This is the second in a series of 4 posts about employing my own team. Having had personal assistants in my life for 7 years when I went to university I thought the transition to living away was going to be relatively easy.  Unfortunately, starting university with a team of personal assistants I found this wasn’t the case.

We had 4 months to plan my move to uni after I was offered a place.  It was suggested that there was an agency on campus who provided personal assistants and they might be able to help.  Mum and I met with them and in the period before I moved into halls we agreed job descriptions, person specifications, training plans and expectations.  We were probably too trusting and naïve because at the start we allowed the agency to recruit and place with me staff they thought would be suitable, I had no say in this and met them on their first shift.

I started uni 2 weeks before other students returned and Mum moved into the on-campus flat with me, sleeping in another student bedroom.  The idea was she would provide the basic training and we would be up and running.  Gradually in the first week we became aware that the staff we were training were not going to be part of my ongoing team, 2 of them were assistant psychologists who were team leaders and they were just covering the role whilst the students who would be working with me returned from their summer breaks.

The very first person, Gemma, stayed with me nearly 4 years but reduced her hours very quickly due to her home commitments.  Another of the early team members was the lovely Jess who remains a friend today, we recently saw Ed Sheeran together in a mud filled adventure. The rest of the team came and went, it became clear they applied to the agency to do academic support on campus, and if the agency thought they might be suitable with no prior training they were asked to work with me.  This put a huge burden on both Mum and I,  Mum because she never got to go home, but ended staying in a flat nearby, and me because I was constantly having to train 24 hours a day and never got any respite.  There was never enough cover and people didn’t understand the job they were being asked to do by the agency until they arrived.  Frankly being a PA is not for everyone.
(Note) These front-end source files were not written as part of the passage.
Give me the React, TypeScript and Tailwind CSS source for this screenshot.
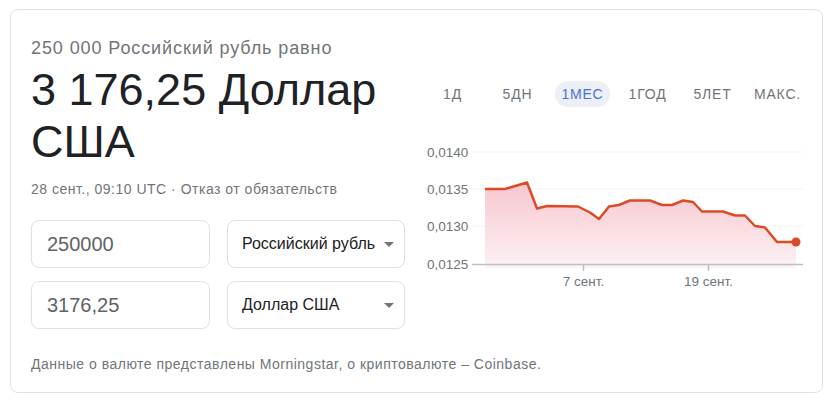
const pts: [number, number][] = [
  [485, 189], [505, 189], [527, 182.5], [537, 208.5], [547, 206], [578, 206.5],
  [590, 212.5], [599, 219], [609, 206.5], [619, 205], [630, 200.5], [650, 200.5],
  [662, 205], [672, 205], [683, 200.5], [693, 202], [702, 211.5], [723, 211.5],
  [735, 215.5], [745, 215.5], [755, 226], [765, 227.5], [777, 242], [796, 242],
];

const tabs = ["1Д", "5ДН", "1МЕС", "1ГОД", "5ЛЕТ", "МАКС."];

function Chart() {
  const line = pts.map((p, i) => (i ? "L" : "M") + p[0] + " " + p[1]).join(" ");
  const area = line + " L796 268 L485 268 Z";
  return (
    <svg width="400" height="150" viewBox="415 140 400 150" className="block">
      <defs>
        <linearGradient id="fill" x1="0" y1="0" x2="0" y2="1">
          <stop offset="0%" stopColor="#f7c6cf" />
          <stop offset="100%" stopColor="#fdf2f4" />
        </linearGradient>
      </defs>
      {[152, 189, 226].map((y) => (
        <line key={y} x1="472" x2="803" y1={y} y2={y} stroke="#f1f3f4" strokeWidth="1" />
      ))}
      <path d={area} fill="url(#fill)" />
      <line x1="472" x2="803" y1="264.5" y2="264.5" stroke="#bdc1c6" strokeWidth="1.5" />
      <line x1="583.5" x2="583.5" y1="264" y2="271" stroke="#bdc1c6" strokeWidth="1.5" />
      <line x1="708.5" x2="708.5" y1="264" y2="271" stroke="#bdc1c6" strokeWidth="1.5" />
      <path d={line} fill="none" stroke="#dd4b26" strokeWidth="2.5" strokeLinejoin="round" />
      <circle cx="796" cy="242" r="4.5" fill="#dd4b26" />
      <g fill="#70757a" fontSize="13.5" fontFamily="'Liberation Sans', Arial, sans-serif">
        {[["0,0140", 157], ["0,0135", 194], ["0,0130", 231], ["0,0125", 269]].map(([t, y]) => (
          <text key={t} x="427" y={y}>{t}</text>
        ))}
        <text x="583.5" y="286" textAnchor="middle">7 сент.</text>
        <text x="708.5" y="286" textAnchor="middle">19 сент.</text>
      </g>
    </svg>
  );
}

function Field({ value }: { value: string }) {
  return (
    <div className="w-[179px] h-[48px] border border-[#dfe1e5] rounded-lg flex items-center pl-[15px] text-[20px] text-[#5f6368]">
      {value}
    </div>
  );
}

function Select({ value }: { value: string }) {
  return (
    <div className="w-[178px] h-[48px] border border-[#dfe1e5] rounded-lg flex items-center justify-between pl-[14px] pr-[10px] text-[16px] text-[#202124]">
      <span>{value}</span>
      <span className="w-0 h-0 border-l-[5px] border-r-[5px] border-t-[5px] border-l-transparent border-r-transparent border-t-[#70757a]" />
    </div>
  );
}

export default function App() {
  return (
    <div className="pt-[9px] pl-[10px] bg-white min-h-screen font-['Liberation_Sans',Arial,sans-serif]">
      <div className="w-[813px] h-[384px] border border-[#dfe1e5] rounded-lg pl-5 pt-[26px] flex flex-col">
        <div className="flex">
          <div className="w-[374px] flex flex-col">
            <div className="text-[18px] leading-6 tracking-[0.9px] text-[#70757a]">250 000 Российский рубль равно</div>
            <div className="mt-[4px] text-[45px] leading-[52px] text-[#202124]">3 176,25 Доллар США</div>
            <div className="mt-[11px] text-[14px] leading-5 tracking-[0.5px] text-[#70757a]">28 сент., 09:10 UTC · Отказ от обязательств</div>
            <div className="mt-[21px] flex flex-col gap-[13px]">
              <div className="flex gap-[17px]">
                <Field value="250000" />
                <Select value="Российский рубль" />
              </div>
              <div className="flex gap-[17px]">
                <Field value="3176,25" />
                <Select value="Доллар США" />
              </div>
            </div>
          </div>
          <div className="ml-[10px] pt-[45px] flex flex-col">
            <div className="flex pl-[5px]">
              {tabs.map((t) => (
                <div key={t} className="w-[65px] flex justify-center">
                  <span
                    className={
                      t === "1МЕС"
                        ? "h-[26px] px-[6px] rounded-full bg-[#eceff5] text-[#4a6fdc] text-[14px] tracking-[0.8px] flex items-center"
                        : "h-[26px] text-[#70757a] text-[14px] tracking-[0.8px] flex items-center"
                    }
                  >
                    {t}
                  </span>
                </div>
              ))}
            </div>
            <div className="mt-[33px]">
              <Chart />
            </div>
          </div>
        </div>
        <div className="mt-[25px] text-[14px] leading-5 tracking-[0.5px] text-[#70757a]">
          Данные о валюте представлены Morningstar, о криптовалюте – Coinbase.
        </div>
      </div>
    </div>
  );
}
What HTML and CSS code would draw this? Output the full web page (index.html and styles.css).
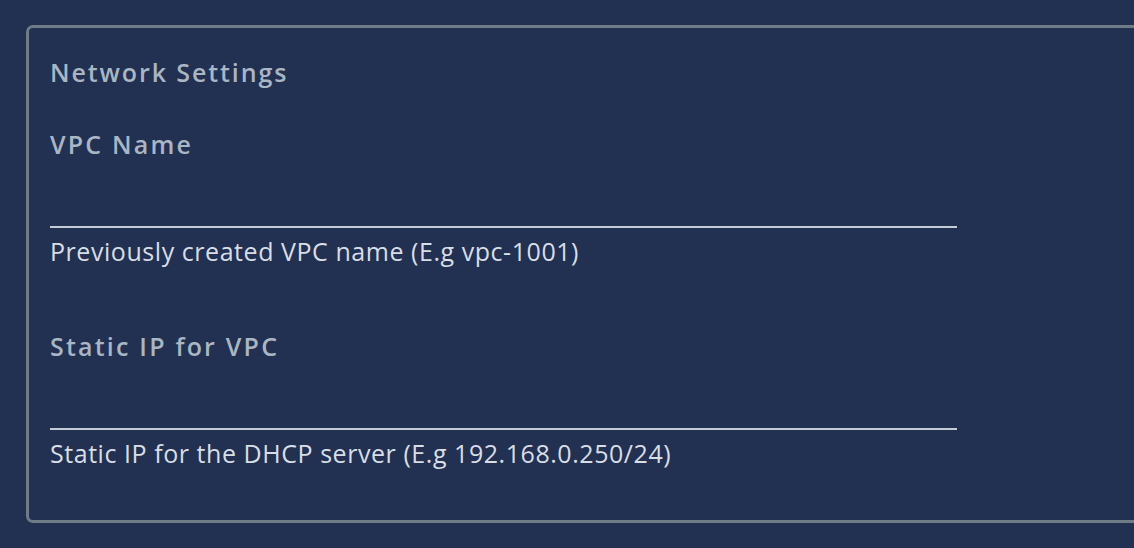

After the first term we agreed a different way of recruiting and I became involved in the process, along with Mum.  This proved more successful and Lianne a post-grad student joined the team, and she stayed much longer than any of us initially planned.  But by then it was clear that the way we needed to employ personal assistants needed to change, I needed people who would be with me in holidays, it was too tiring to have a constant stream of people through my door, sometimes as many as 4 different people in a day, it was chop and change. To facilitate this I took the decision to live long term in York rather than returning to Surrey in the holidays so we could recruit full time team members where working witth me was their working life.

In the May at the end of the first year we employed a case manager to set up my own full time team.  The plus side of this was getting personalized job descriptions, policies and procedures, basic training plans, recruitment and supervision of the team, oh, and setting up the payroll.  Initially we were led on employment decisions by the case manager, but over time realized we should trust our own judgement.  It became clear that whilst I needed ‘nice’ people, they also needed to be people I had things in common with, those who shared my zest for life and who would be prepared to empower me.

Twelve months after setting up my first directly employed team then Mum and I took over full management of the process and we said goodbye to the case manager. Five years later we have no regrets, this was the right decision for me. We do recruit regularly, people move on, often having been with me for a couple of years to gain experience to do a post-graduate qualification, maternity leave or occasionally its not the job for them. Others have stayed much longer and having stability in the team is reassuring.

Running my own team does have its challenges, but I would rather know I’m in control than feel like a bystander in my own life.  Agencies work brilliantly for lots of people I know, others run their own teams like me.  Running your own team does mean having to have the time and commitment to making it happen, in the final piece in this series I write about having a team leader role.